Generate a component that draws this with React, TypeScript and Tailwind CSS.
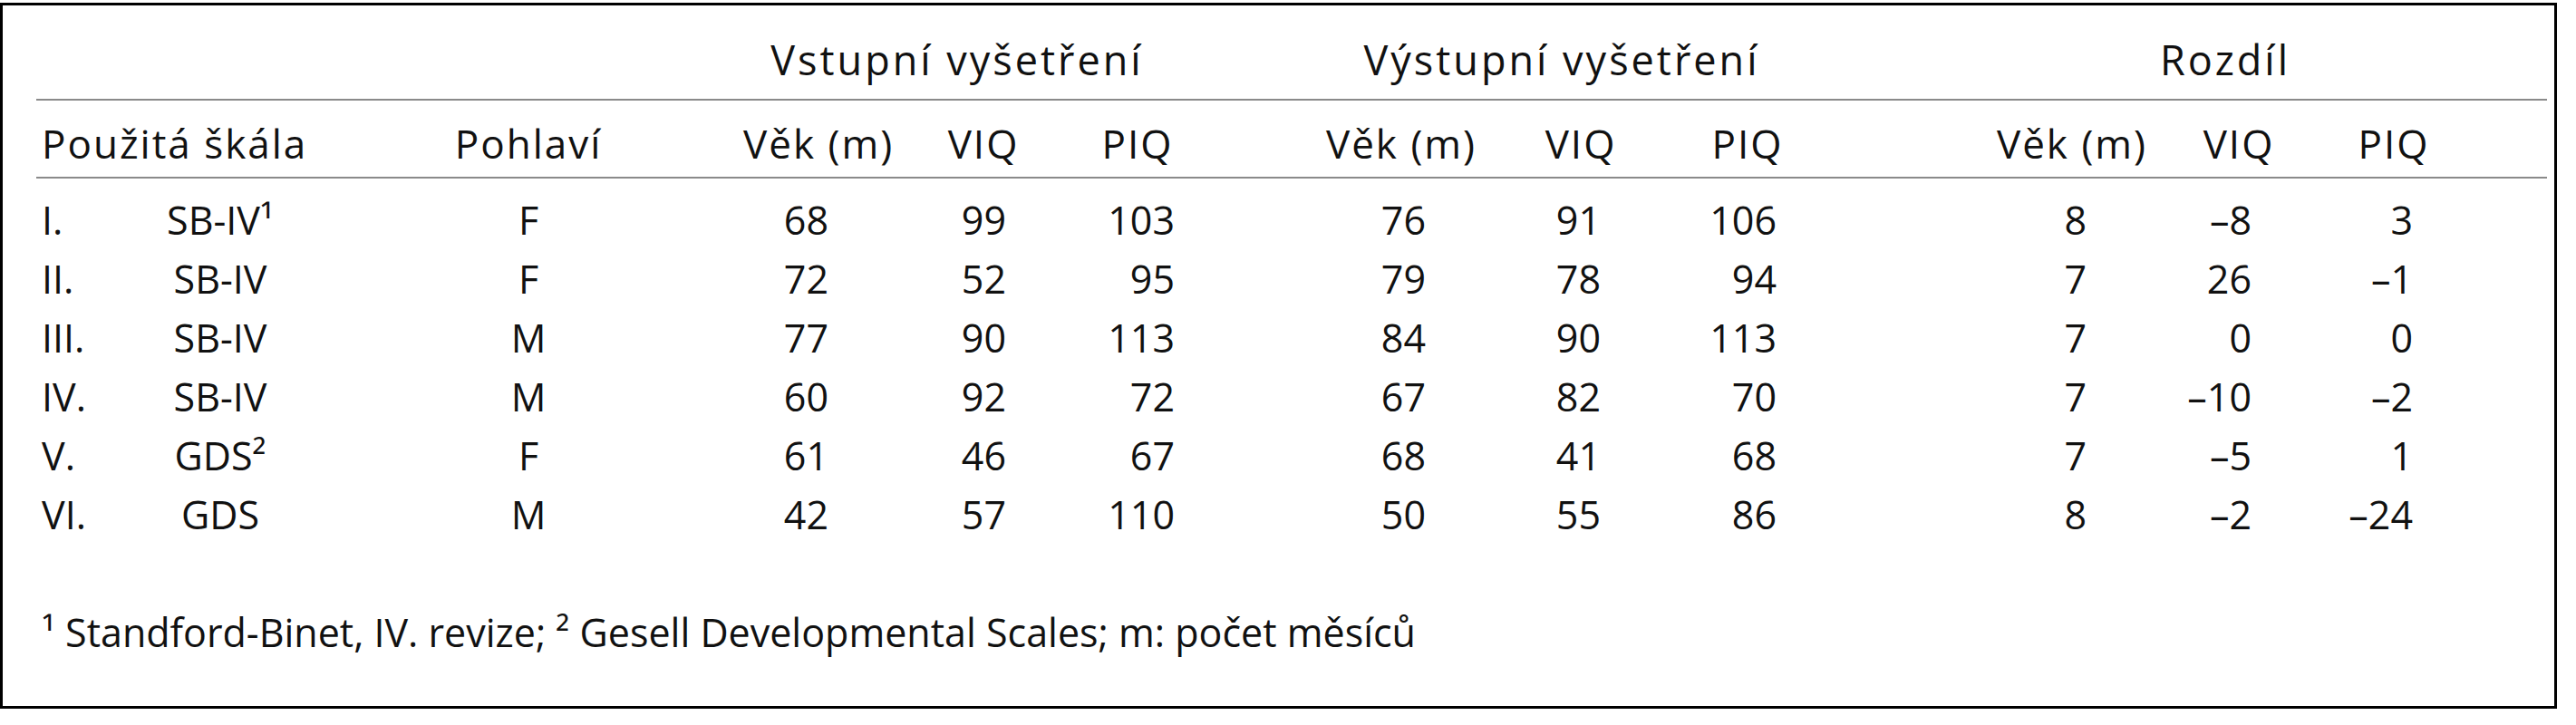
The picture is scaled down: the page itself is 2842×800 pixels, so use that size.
const cols = [
  { w: "w-[132px]", head: "text-center", num: "pr-[38px]" },
  { w: "w-[218px]", head: "text-center pl-[48px]", num: "pr-[60px]" },
  { w: "w-[170px]", head: "text-center", num: "pr-[44px]" },
  { w: "w-[300px]", head: "text-center pl-[112px]", num: "pr-[67px]" },
  { w: "w-[200px]", head: "text-center pl-[8px]", num: "pr-[74px]" },
  { w: "w-[180px]", head: "text-center pr-[4px]", num: "pr-[60px]" },
  { w: "w-[360px]", head: "text-center pl-[172px]", num: "pr-[78px]" },
  { w: "w-[180px]", head: "text-center", num: "pr-[76px]" },
  { w: "w-[250px]", head: "text-center pr-[88px]", num: "pr-[148px]" },
]

const heads = ["Věk (m)", "VIQ", "PIQ", "Věk (m)", "VIQ", "PIQ", "Věk (m)", "VIQ", "PIQ"]

const rows = [
  { no: "I.", scale: "SB-IV¹", sex: "F", vals: ["68", "99", "103", "76", "91", "106", "8", "–8", "3"] },
  { no: "II.", scale: "SB-IV", sex: "F", vals: ["72", "52", "95", "79", "78", "94", "7", "26", "–1"] },
  { no: "III.", scale: "SB-IV", sex: "M", vals: ["77", "90", "113", "84", "90", "113", "7", "0", "0"] },
  { no: "IV.", scale: "SB-IV", sex: "M", vals: ["60", "92", "72", "67", "82", "70", "7", "–10", "–2"] },
  { no: "V.", scale: "GDS²", sex: "F", vals: ["61", "46", "67", "68", "41", "68", "7", "–5", "1"] },
  { no: "VI.", scale: "GDS", sex: "M", vals: ["42", "57", "110", "50", "55", "86", "8", "–2", "–24"] },
]

export default function App() {
  return (
    <div className="w-[2842px] h-[800px] bg-white font-['Open_Sans','Noto_Sans',sans-serif] text-[43px] leading-[44px] text-[#111]">
      <div className="mt-[3px] w-[2821px] h-[779px] border-[3px] border-black pl-[37px] pr-[8px]">
        <div className="w-[2770px]">
          {/* group headers */}
          <div className="flex pt-[38px] pb-[21px] whitespace-nowrap text-[45px] tracking-[3px]">
            <div className="w-[780px]" />
            <div className="w-[520px] text-center pr-[48px]">Vstupní vyšetření</div>
            <div className="w-[680px] text-center pl-[86px]">Výstupní vyšetření</div>
            <div className="w-[790px] text-center pl-[80px]">Rozdíl</div>
          </div>
          <div className="h-[2px] bg-[#8a8a8a]" />

          {/* column headers */}
          <div className="flex pt-[25px] pb-[15px] whitespace-nowrap text-[44px] tracking-[2px]">
            <div className="w-[306px] pl-[6px]">Použitá škála</div>
            <div className="w-[474px] text-center">Pohlaví</div>
            {cols.map((c, i) => (
              <div key={i} className={`${c.w} ${c.head}`}>
                {heads[i]}
              </div>
            ))}
          </div>
          <div className="h-[2px] bg-[#8a8a8a]" />

          {/* data */}
          <div className="pt-[13px]">
            {rows.map((r) => (
              <div key={r.no} className="flex h-[65px] items-center whitespace-nowrap">
                <div className="w-[100px] pl-[6px]">{r.no}</div>
                <div className="w-[206px] text-center">{r.scale}</div>
                <div className="w-[474px] text-center">{r.sex}</div>
                {cols.map((c, i) => (
                  <div key={i} className={`${c.w} ${c.num} text-right`}>
                    {r.vals[i]}
                  </div>
                ))}
              </div>
            ))}
          </div>

          <p className="mt-[76px] pl-[6px] whitespace-nowrap">
            ¹ Standford-Binet, IV. revize; ² Gesell Developmental Scales; m: počet měsíců
          </p>
        </div>
      </div>
    </div>
  )
}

YOUR INSTRUCTIONS
Reproduce the full listing above verbatim, with no pictures included.

RESPONSE FOR THIS EXERCISE
Generate a component that draws this with React, TypeScript and Tailwind CSS.
The picture is scaled down: the page itself is 2842×800 pixels, so use that size.
const cols = [
  { w: "w-[132px]", head: "text-center", num: "pr-[38px]" },
  { w: "w-[218px]", head: "text-center pl-[48px]", num: "pr-[60px]" },
  { w: "w-[170px]", head: "text-center", num: "pr-[44px]" },
  { w: "w-[300px]", head: "text-center pl-[112px]", num: "pr-[67px]" },
  { w: "w-[200px]", head: "text-center pl-[8px]", num: "pr-[74px]" },
  { w: "w-[180px]", head: "text-center pr-[4px]", num: "pr-[60px]" },
  { w: "w-[360px]", head: "text-center pl-[172px]", num: "pr-[78px]" },
  { w: "w-[180px]", head: "text-center", num: "pr-[76px]" },
  { w: "w-[250px]", head: "text-center pr-[88px]", num: "pr-[148px]" },
]

const heads = ["Věk (m)", "VIQ", "PIQ", "Věk (m)", "VIQ", "PIQ", "Věk (m)", "VIQ", "PIQ"]

const rows = [
  { no: "I.", scale: "SB-IV¹", sex: "F", vals: ["68", "99", "103", "76", "91", "106", "8", "–8", "3"] },
  { no: "II.", scale: "SB-IV", sex: "F", vals: ["72", "52", "95", "79", "78", "94", "7", "26", "–1"] },
  { no: "III.", scale: "SB-IV", sex: "M", vals: ["77", "90", "113", "84", "90", "113", "7", "0", "0"] },
  { no: "IV.", scale: "SB-IV", sex: "M", vals: ["60", "92", "72", "67", "82", "70", "7", "–10", "–2"] },
  { no: "V.", scale: "GDS²", sex: "F", vals: ["61", "46", "67", "68", "41", "68", "7", "–5", "1"] },
  { no: "VI.", scale: "GDS", sex: "M", vals: ["42", "57", "110", "50", "55", "86", "8", "–2", "–24"] },
]

export default function App() {
  return (
    <div className="w-[2842px] h-[800px] bg-white font-['Open_Sans','Noto_Sans',sans-serif] text-[43px] leading-[44px] text-[#111]">
      <div className="mt-[3px] w-[2821px] h-[779px] border-[3px] border-black pl-[37px] pr-[8px]">
        <div className="w-[2770px]">
          {/* group headers */}
          <div className="flex pt-[38px] pb-[21px] whitespace-nowrap text-[45px] tracking-[3px]">
            <div className="w-[780px]" />
            <div className="w-[520px] text-center pr-[48px]">Vstupní vyšetření</div>
            <div className="w-[680px] text-center pl-[86px]">Výstupní vyšetření</div>
            <div className="w-[790px] text-center pl-[80px]">Rozdíl</div>
          </div>
          <div className="h-[2px] bg-[#8a8a8a]" />

          {/* column headers */}
          <div className="flex pt-[25px] pb-[15px] whitespace-nowrap text-[44px] tracking-[2px]">
            <div className="w-[306px] pl-[6px]">Použitá škála</div>
            <div className="w-[474px] text-center">Pohlaví</div>
            {cols.map((c, i) => (
              <div key={i} className={`${c.w} ${c.head}`}>
                {heads[i]}
              </div>
            ))}
          </div>
          <div className="h-[2px] bg-[#8a8a8a]" />

          {/* data */}
          <div className="pt-[13px]">
            {rows.map((r) => (
              <div key={r.no} className="flex h-[65px] items-center whitespace-nowrap">
                <div className="w-[100px] pl-[6px]">{r.no}</div>
                <div className="w-[206px] text-center">{r.scale}</div>
                <div className="w-[474px] text-center">{r.sex}</div>
                {cols.map((c, i) => (
                  <div key={i} className={`${c.w} ${c.num} text-right`}>
                    {r.vals[i]}
                  </div>
                ))}
              </div>
            ))}
          </div>

          <p className="mt-[76px] pl-[6px] whitespace-nowrap">
            ¹ Standford-Binet, IV. revize; ² Gesell Developmental Scales; m: počet měsíců
          </p>
        </div>
      </div>
    </div>
  )
}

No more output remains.